Pictures in the entries below are excluded; copy only the lines from the one containing "Rebuild this screenshot" to the one containing "useRef, useState, type", both included.

-- Start of Data listing --

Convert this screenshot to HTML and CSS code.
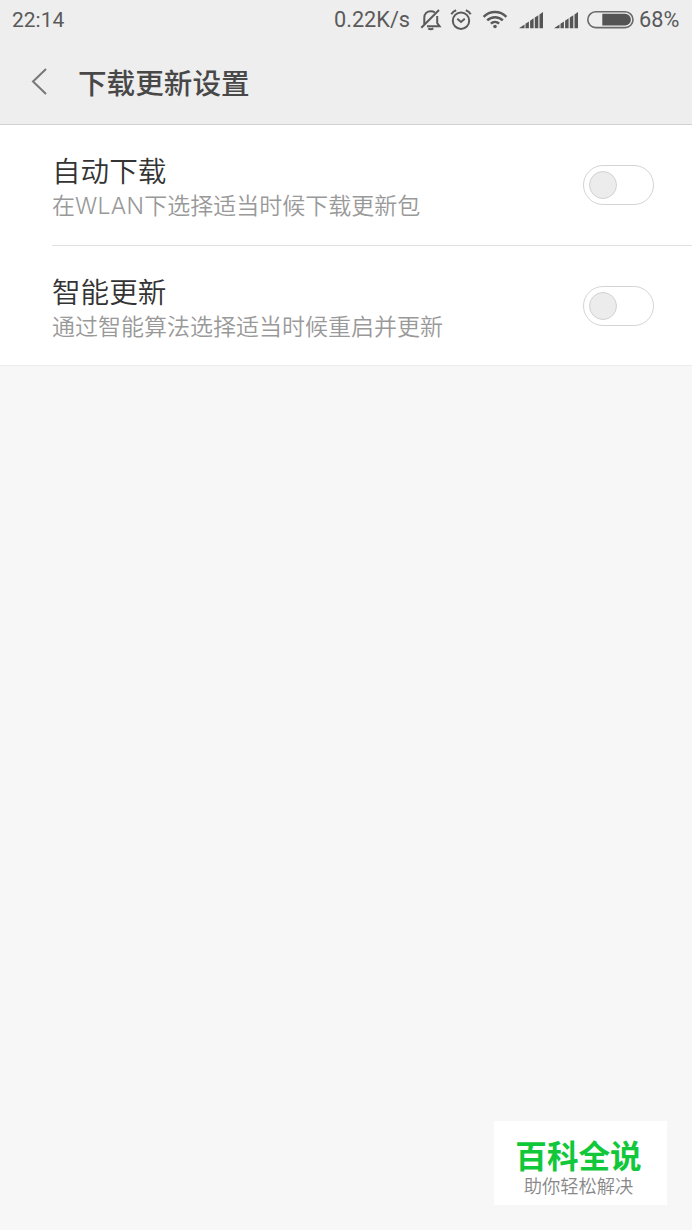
FILE: index.html
```html
<!DOCTYPE html>
<html lang="zh-CN">
<head>
  <meta charset="UTF-8" />
  <meta name="viewport" content="width=device-width, initial-scale=1.0" />
  <title>下载更新设置</title>
  <link rel="stylesheet" href="styles.css">
</head>
<body>
  <header class="header">
    <div class="status">
      <span class="time">22:14</span>
      <span class="speed">0.22K/s</span>
      <svg class="bell" width="22" height="22" viewBox="0 0 22 22">
        <path d="M4.3 15V8.7C4.3 4.8 7 2.2 10.8 2.2C12.4 2.2 13.8 2.7 14.9 3.5M17.2 7V14L19.6 17.3H7" />
        <path d="M1.3 18.8L19 1" />
        <path d="M8.3 19.4Q10.8 21 13.3 19.4" />
      </svg>
      <svg class="alarm" width="22" height="22" viewBox="0 0 22 22">
        <circle cx="11" cy="11.7" r="8.2" />
        <path d="M7.3 9.8L11 13L14.8 9.8M1.3 5.2Q3 2.2 6.2 1.2M20.7 5.2Q19 2.2 15.8 1.2" />
      </svg>
      <svg class="wifi" width="26" height="20" viewBox="0 0 26 20">
        <path d="M1.6 6.8C8 .4 18 .4 24.4 6.8M5.2 10.4C9.6 6.1 16.4 6.1 20.8 10.4M8.9 13.7C11.2 11.5 14.8 11.5 17.1 13.7" />
        <circle cx="13" cy="16.5" r="1.8" />
      </svg>
      <svg class="signal" width="25" height="17" viewBox="0 0 25 17">
        <path d="M0 16.3L5.5 12.5V16.3ZM6.5 11.8L9.9 9.5V16.3H6.5ZM11.1 8.7L14.6 6.3V16.3H11.1ZM15.8 5.5L19.3 3.2V16.3H15.8ZM20.5 2.4L24 0V16.3H20.5Z" />
      </svg>
      <svg class="signal second" width="25" height="17" viewBox="0 0 25 17">
        <path d="M0 16.3L5.5 12.5V16.3ZM6.5 11.8L9.9 9.5V16.3H6.5ZM11.1 8.7L14.6 6.3V16.3H11.1ZM15.8 5.5L19.3 3.2V16.3H15.8ZM20.5 2.4L24 0V16.3H20.5Z" />
      </svg>
      <svg class="battery" width="47" height="18" viewBox="0 0 47 18">
        <rect x=".8" y=".8" width="45.2" height="15.8" rx="7.9" />
        <path d="M15.3 2.8H38A5.9 5.9 0 0 1 38 14.6H15.3Z" />
      </svg>
      <span class="percent">68%</span>
    </div>
    <div class="bar">
      <svg class="back" width="18" height="28" viewBox="0 0 18 28">
        <path d="M16 1L3 13.5L16 26" />
      </svg>
      <h1>下载更新设置</h1>
    </div>
  </header>

  <main class="list">
    <div class="row">
      <div class="text">
        <h2>自动下载</h2>
        <p>在<span class="latin">WLAN</span>下选择适当时候下载更新包</p>
      </div>
      <span class="switch"><span class="knob"></span></span>
    </div>
    <div class="row">
      <div class="text">
        <h2>智能更新</h2>
        <p>通过智能算法选择适当时候重启并更新</p>
      </div>
      <span class="switch"><span class="knob"></span></span>
    </div>
  </main>

  <footer class="brand">
    <strong>百科全说</strong>
    <span>助你轻松解决</span>
  </footer>
</body>
</html>
```
FILE: styles.css
```css
* {
  box-sizing: border-box;
}
body {
  margin: 0;
  height: 1230px;
  display: flex;
  flex-direction: column;
  background-color: #f7f7f7;
  font-family: "Noto Sans CJK SC", sans-serif;
}
h1, h2, p {
  margin: 0;
}
svg {
  display: block;
  flex: none;
  fill: none;
  stroke: #5a5a5a;
  stroke-width: 2;
}
.header {
  height: 125px;
  background-color: #eee;
  border-bottom: 1px solid #d2d2d2;
}
.status {
  height: 40px;
  padding: 0 10px 0 12px;
  display: flex;
  align-items: center;
  color: #5a5a5a;
  font-family: Roboto, sans-serif;
  font-size: 21px;
  line-height: 40px;
}
.time {
  width: 322px;
}
.speed {
  width: 76px;
  font-size: 21.7px;
}
.bell {
  margin-left: 10px;
}
.alarm {
  margin-left: 8px;
}
.wifi {
  margin-left: 10px;
  stroke-width: 2.5;
}
.wifi circle {
  fill: #5a5a5a;
  stroke: none;
}
.signal {
  margin-left: 11px;
  fill: #555;
  stroke: none;
}
.second {
  margin-left: 10px;
}
.battery {
  margin-left: 8px;
}
.battery rect {
  stroke: #6a6a6a;
  stroke-width: 1.6;
}
.battery path {
  fill: #545454;
  stroke: none;
}
.percent {
  margin-left: 5px;
  font-size: 21.7px;
}
.bar {
  height: 84px;
  padding-left: 30px;
  display: flex;
  align-items: center;
}
.back {
  stroke: #777;
}
h1 {
  margin-left: 30px;
  color: #484848;
  font-size: 28.6px;
  font-weight: 500;
  line-height: 40px;
}
.list {
  padding-left: 52px;
  background-color: #fff;
  border-bottom: 1px solid #ebebeb;
}
.row {
  height: 119px;
  padding-right: 38px;
  display: flex;
  align-items: center;
  justify-content: space-between;
}
.row:first-child {
  height: 121px;
  border-bottom: 1px solid #e2e2e2;
}
.text {
  padding-top: 2px;
}
h2 {
  color: #333;
  font-size: 28.6px;
  font-weight: 350;
  line-height: 36px;
}
p {
  color: #999;
  font-size: 23px;
  font-weight: 350;
  line-height: 32px;
}
.row:first-child .text {
  padding-top: 3px;
}
.latin {
  font-family: Inter, sans-serif;
  font-weight: 300;
  letter-spacing: 0.3px;
}
.switch {
  width: 71px;
  height: 40px;
  padding: 5px;
  border: 1px solid #d4d4d4;
  border-radius: 20px;
}
.knob {
  display: block;
  width: 28px;
  height: 28px;
  background-color: #ececec;
  border: 1px solid #d2d2d2;
  border-radius: 50%;
}
.brand {
  width: 173px;
  height: 84px;
  margin: auto 25px 25px auto;
  padding: 15px 4px 0 0;
  display: flex;
  flex-direction: column;
  align-items: center;
  background-color: #fff;
}
.brand strong {
  color: #10c83a;
  font-size: 31.6px;
  font-weight: 700;
  line-height: 37px;
}
.brand span {
  color: #888;
  font-size: 18.3px;
  font-weight: 350;
  line-height: 24px;
}
```
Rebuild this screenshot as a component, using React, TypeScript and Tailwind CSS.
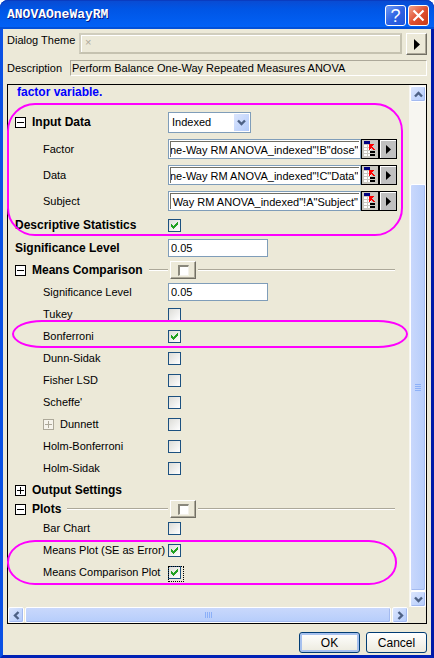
import { useEffect, useRef, useState, type ReactNode } from "react";

function Chevron({ dir }: { dir: "up" | "down" | "left" | "right" }) {
  const d = {
    up: "M1 6.5 4.5 3 8 6.5",
    down: "M1 2.5 4.5 6 8 2.5",
    left: "M6.5 1 3 4.5 6.5 8",
    right: "M2.5 1 6 4.5 2.5 8",
  }[dir];
  return (
    <svg width="9" height="9" viewBox="0 0 9 9" fill="none" stroke="#4d6185" strokeWidth="2.4" aria-hidden="true">
      <path d={d} />
    </svg>
  );
}

function ScrollButton({ dir }: { dir: "up" | "down" | "left" | "right" }) {
  return (
    <button
      type="button"
      aria-label={`Scroll ${dir}`}
      className="flex size-4 shrink-0 items-center justify-center rounded-xs border border-white bg-linear-to-br from-[#dce6fd] to-[#b3cbfb] shadow-[inset_-1px_-1px_0_#a3baf0]"
    >
      <Chevron dir={dir} />
    </button>
  );
}

function Expander({ open, faded, name }: { open?: boolean; faded?: boolean; name: string }) {
  return (
    <button type="button" aria-label={name} aria-expanded={!!open} className="block size-[11px] shrink-0">
      <svg
        width="11"
        height="11"
        viewBox="0 0 11 11"
        fill="none"
        stroke={faded ? "#aca899" : "#000"}
        shapeRendering="crispEdges"
        aria-hidden="true"
      >
        <rect x="0.5" y="0.5" width="10" height="10" fill={faded ? "#f6f4ec" : "#fff"} />
        <path d={open ? "M2 5.5H9" : "M2 5.5H9M5.5 2V9"} />
      </svg>
    </button>
  );
}

function Check({ id, on, focused }: { id: string; on?: boolean; focused?: boolean }) {
  const [checked, setChecked] = useState(!!on);
  return (
    <span
      className={
        focused
          ? "relative -mb-[3px] block size-4 outline-1 -outline-offset-1 outline-dotted outline-black"
          : "relative block size-[13px]"
      }
    >
      <input
        id={id}
        type="checkbox"
        checked={checked}
        onChange={(e) => setChecked(e.target.checked)}
        className="block size-[13px] appearance-none border border-[#1c5180] bg-linear-to-br from-[#dcdcd7] to-white outline-none"
      />
      {checked && (
        <svg
          className="pointer-events-none absolute top-0 left-0"
          width="13"
          height="13"
          viewBox="0 0 13 13"
          shapeRendering="crispEdges"
          aria-hidden="true"
        >
          <path
            d="M3 5h1v3H3zM4 6h1v3H4zM5 7h1v3H5zM6 6h1v3H6zM7 5h1v3H7zM8 4h1v3H8zM9 3h1v3H9z"
            fill="#21a121"
          />
        </svg>
      )}
    </span>
  );
}

type RowProps = {
  label: string;
  id?: string;
  h?: string;
  bold?: boolean;
  sub?: boolean;
  expander?: ReactNode;
  children?: ReactNode;
};

function Row({ label, id, h = "h-[22px]", bold, sub, expander, children }: RowProps) {
  return (
    <div className={`flex items-center ${h}`}>
      <div className={`flex w-40 shrink-0 items-center gap-1.5 whitespace-nowrap ${sub ? "pl-[35px]" : "pl-[7px]"}`}>
        {expander}
        <label htmlFor={id} className={bold ? "text-xs font-bold" : ""}>
          {label}
        </label>
      </div>
      {children}
    </div>
  );
}

function GroupRow({ label, id, h }: { label: string; id: string; h: string }) {
  return (
    <div className={`flex items-center pr-3.5 ${h}`}>
      <div className="flex w-40 shrink-0 items-center gap-1.5 pl-[7px] whitespace-nowrap">
        <Expander open name={label} />
        <label htmlFor={id} className="text-xs font-bold">
          {label}
        </label>
        <span className="h-0.5 flex-1 border-t border-b border-t-[#aca899] border-b-white" />
      </div>
      <span className="mx-0.5 flex h-[18px] w-[26px] shrink-0 items-center justify-center border border-t-white border-r-[#716f64] border-b-[#716f64] border-l-white shadow-[inset_-1px_-1px_0_#aca899]">
        <input
          id={id}
          type="checkbox"
          className="block size-[11px] appearance-none border-t-2 border-r border-b border-l-2 border-t-[#8a887c] border-r-[#f4f2ea] border-b-[#f4f2ea] border-l-[#8a887c] bg-white"
        />
      </span>
      <span className="h-0.5 flex-1 border-t border-b border-t-[#aca899] border-b-white" />
    </div>
  );
}

function RangeRow({ label, value }: { label: string; value: string }) {
  const ref = useRef<HTMLInputElement>(null);
  useEffect(() => {
    if (ref.current) ref.current.scrollLeft = ref.current.scrollWidth;
  }, []);
  const id = label.toLowerCase();
  return (
    <Row label={label} id={id} h="h-[26px]" sub>
      <div className="mr-3 flex h-5 min-w-0 flex-1">
        <div className="min-w-0 flex-1 border border-[#7f9db9] bg-white p-px">
          <input
            id={id}
            ref={ref}
            defaultValue={value}
            className="block h-full w-full border-t border-l border-[#716f64] pr-px text-right outline-none"
          />
        </div>
        <button
          type="button"
          aria-label={`Select ${label}`}
          className="flex w-[18px] items-center justify-center border border-black bg-[#c9c7c0]"
        >
          <svg width="14" height="16" viewBox="0 0 14 16" shapeRendering="crispEdges" aria-hidden="true">
            <path fill="#fff" d="M1 4h3v2H1zM5 4h3v2H5zM1 7h3v2H1zM5 7h3v2H5zM1 10h3v2H1zM5 10h2v2H5zM1 13h3v2H1zM5 13h2v2H5z" />
            <path fill="#000080" d="M1 0h6v3H1z" />
            <path fill="#000" d="M7 10h5v2H7zM7 13h5v2H7z" />
            <path fill="#f00" d="M6 3h5v1h-1v1h-1v1h1v1h1v1h1v1h-2V8H9V7H8v1H7v1H6z" />
          </svg>
        </button>
        <button
          type="button"
          aria-label={`${label} options`}
          className="flex w-[18px] items-center justify-center border border-black bg-[#c0c0c0] shadow-[inset_1px_1px_0_#fff]"
        >
          <svg width="5" height="9" viewBox="0 0 5 9" aria-hidden="true">
            <path d="M0 0 5 4.500 0 9Z" />
          </svg>
        </button>
      </div>
    </Row>
  );
}

function NumberBox({ id }: { id: string }) {
  return <input id={id} defaultValue="0.05" className="h-[18px] w-[100px] border border-[#7f9db9] bg-white px-0.5 outline-none" />;
}

export default function App() {
  return (
    <div className="flex min-h-screen flex-col rounded-t-lg border-t-0 border-r-[3px] border-b-[3px] border-l-[3px] border-r-[#0019a8] border-b-[#0021b5] border-l-[#0a50e4] bg-[#ece9d8] font-['Liberation_Sans',Arial,sans-serif] text-[11px] leading-[14px] text-black">
      <header className="-mx-[3px] flex h-[29px] items-center justify-between rounded-t-lg bg-linear-to-b from-[#0a4ad0] via-[#0055e5] via-30% to-[#0263f8] pr-[5px] pl-[7px] shadow-[inset_0_1px_0_#0a3cc0,inset_0_-2px_0_#0250d8]">
        <h1 className="font-['Liberation_Mono',monospace] text-[13px] font-bold text-white [text-shadow:1px_1px_0_#0a1883]">
          ANOVAOneWayRM
        </h1>
        <div className="flex gap-0.5 pt-0.5">
          <button
            type="button"
            aria-label="Help"
            className="flex size-[21px] items-center justify-center rounded-[3px] border border-white bg-linear-to-br from-[#6f98f3] via-[#2f63e3] to-[#1f54d8] text-lg leading-4 text-white"
          >
            ?
          </button>
          <button
            type="button"
            aria-label="Close"
            className="flex size-[21px] items-center justify-center rounded-[3px] border border-white bg-linear-to-br from-[#f0a088] via-[#e05030] to-[#c83a14]"
          >
            <svg width="13" height="13" viewBox="0 0 13 13" stroke="#fff" strokeWidth="2.2" aria-hidden="true">
              <path d="M1.500 1.500 11.500 11.500M11.500 1.500 1.500 11.500" />
            </svg>
          </button>
        </div>
      </header>

      <main className="flex flex-1 flex-col pt-1 pr-1 pl-1">
        <div className="flex items-start">
          <label htmlFor="theme" className="w-[72px] shrink-0 whitespace-nowrap">
            Dialog Theme
          </label>
          <input
            id="theme"
            defaultValue="×"
            disabled
            className="h-[21px] min-w-0 flex-1 border-2 border-[#d0cdbd] border-r-[#c5c2b0] border-b-[#c5c2b0] px-1 pb-1 text-[#aca899] shadow-[inset_1px_1px_0_#fff]"
          />
          <button
            type="button"
            aria-label="Theme menu"
            className="ml-1 flex h-[22px] w-[21px] shrink-0 items-center justify-center border border-t-white border-r-[#716f64] border-b-[#716f64] border-l-white shadow-[inset_-1px_-1px_0_#aca899]"
          >
            <svg width="6" height="11" viewBox="0 0 6 11" aria-hidden="true">
              <path d="M0 0 6 5.500 0 11Z" />
            </svg>
          </button>
        </div>
        <div className="mt-[5px] flex items-center">
          <label htmlFor="description" className="w-[63px] shrink-0">
            Description
          </label>
          <input
            id="description"
            readOnly
            value="Perform Balance One-Way Repeated Measures ANOVA"
            className="h-4 min-w-0 flex-1 border border-t-[#aca899] border-r-white border-b-white border-l-[#aca899] px-px outline-none"
          />
        </div>

        <section className="mt-2 flex flex-1 flex-col border border-black">
          <div className="flex flex-1">
            <div className="min-w-0 flex-1">
              <p className="pl-[9px] text-xs leading-[14px] font-bold text-[#0000ff]">factor variable.</p>

              <div className="relative mt-[9px]">
                <Row label="Input Data" id="input" h="h-7" bold expander={<Expander open name="Input Data" />}>
                  <div className="relative">
                    <select
                      id="input"
                      defaultValue="Indexed"
                      className="block h-[21px] w-[83px] appearance-none border border-[#7f9db9] bg-white px-[3px] outline-none"
                    >
                      <option>Indexed</option>
                      <option>Raw</option>
                    </select>
                    <span className="pointer-events-none absolute top-0.5 right-0.5 flex h-[17px] w-[15px] items-center justify-center bg-linear-to-br from-[#dce6fd] to-[#b3cbfb]">
                      <Chevron dir="down" />
                    </span>
                  </div>
                </Row>
                <RangeRow label="Factor" value={'ne-Way RM ANOVA_indexed"!B"dose"'} />
                <RangeRow label="Data" value={'ne-Way RM ANOVA_indexed"!C"Data"'} />
                <RangeRow label="Subject" value={'Way RM ANOVA_indexed"!A"Subject"'} />
                <Row label="Descriptive Statistics" id="stats" bold>
                  <Check id="stats" on />
                </Row>
                <div className="pointer-events-none absolute -top-[5px] right-[6px] bottom-0 -left-px rounded-[28px] border-2 border-[#ff00ff]" />
              </div>

              <Row label="Significance Level" id="level" h="h-6" bold>
                <NumberBox id="level" />
              </Row>
              <GroupRow label="Means Comparison" id="means" h="h-5" />
              <Row label="Significance Level" id="means-level" h="h-[23px]" sub>
                <NumberBox id="means-level" />
              </Row>
              <Row label="Tukey" id="tukey" sub>
                <Check id="tukey" />
              </Row>
              <div className="relative">
                <Row label="Bonferroni" id="bonferroni" sub>
                  <Check id="bonferroni" on />
                </Row>
                <div className="pointer-events-none absolute -top-[5px] right-px -bottom-px left-1 rounded-[30px/14px] border-2 border-[#ff00ff]" />
              </div>
              <Row label="Dunn-Sidak" id="dunn" sub>
                <Check id="dunn" />
              </Row>
              <Row label="Fisher LSD" id="fisher" sub>
                <Check id="fisher" />
              </Row>
              <Row label="Scheffe'" id="scheffe" sub>
                <Check id="scheffe" />
              </Row>
              <Row label="Dunnett" id="dunnett" sub expander={<Expander faded name="Dunnett" />}>
                <Check id="dunnett" />
              </Row>
              <Row label="Holm-Bonferroni" id="holm-b" sub>
                <Check id="holm-b" />
              </Row>
              <Row label="Holm-Sidak" id="holm-s" sub>
                <Check id="holm-s" />
              </Row>
              <Row label="Output Settings" bold expander={<Expander name="Output Settings" />} />
              <GroupRow label="Plots" id="plots" h="h-4" />
              <Row label="Bar Chart" id="bar" sub>
                <Check id="bar" />
              </Row>
              <div className="relative">
                <Row label="Means Plot (SE as Error)" id="means-plot" sub>
                  <Check id="means-plot" on />
                </Row>
                <Row label="Means Comparison Plot" id="comparison-plot" sub>
                  <Check id="comparison-plot" on focused />
                </Row>
                <div className="pointer-events-none absolute top-px right-3 -bottom-0.5 -left-px rounded-[28px/22px] border-2 border-[#ff00ff]" />
              </div>
            </div>

            <div className="flex w-[17px] shrink-0 flex-col bg-[#f7f6f1] pt-px pl-px">
              <ScrollButton dir="up" />
              <div className="h-[82px]" />
              <div className="flex flex-1 flex-col items-center justify-center gap-px rounded-xs border border-white bg-linear-to-r from-[#c9d8fc] to-[#b6cdfb] shadow-[inset_-1px_-1px_0_#a3baf0]">
                {[0, 1, 2, 3].map((i) => (
                  <span key={i} className="h-px w-1.5 bg-[#8cb0f8]" />
                ))}
              </div>
              <ScrollButton dir="down" />
            </div>
          </div>
          <div className="flex h-4 pr-[18px]">
            <ScrollButton dir="left" />
            <div className="mx-px flex flex-1 items-center justify-center gap-px rounded-xs border border-white bg-linear-to-b from-[#c9d8fc] to-[#b6cdfb] shadow-[inset_-1px_-1px_0_#a3baf0]">
              {[0, 1, 2, 3].map((i) => (
                <span key={i} className="h-1.5 w-px bg-[#8cb0f8]" />
              ))}
            </div>
            <ScrollButton dir="right" />
          </div>
        </section>

        <footer className="flex justify-end gap-1.5 pt-2 pb-0.5 text-xs">
          <button
            type="button"
            className="h-[21px] w-[61px] rounded-[3px] border border-[#003c74] bg-linear-to-b from-white to-[#eceade] shadow-[inset_0_0_0_2px_#a6c0ee]"
          >
            OK
          </button>
          <button
            type="button"
            className="h-[21px] w-[61px] rounded-[3px] border border-[#003c74] bg-linear-to-b from-white to-[#eceade]"
          >
            Cancel
          </button>
        </footer>
      </main>
    </div>
  );
}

-- End of Data listing --

Answer for the task:
Rebuild this screenshot as a component, using React, TypeScript and Tailwind CSS.
import { useEffect, useRef, useState, type ReactNode } from "react";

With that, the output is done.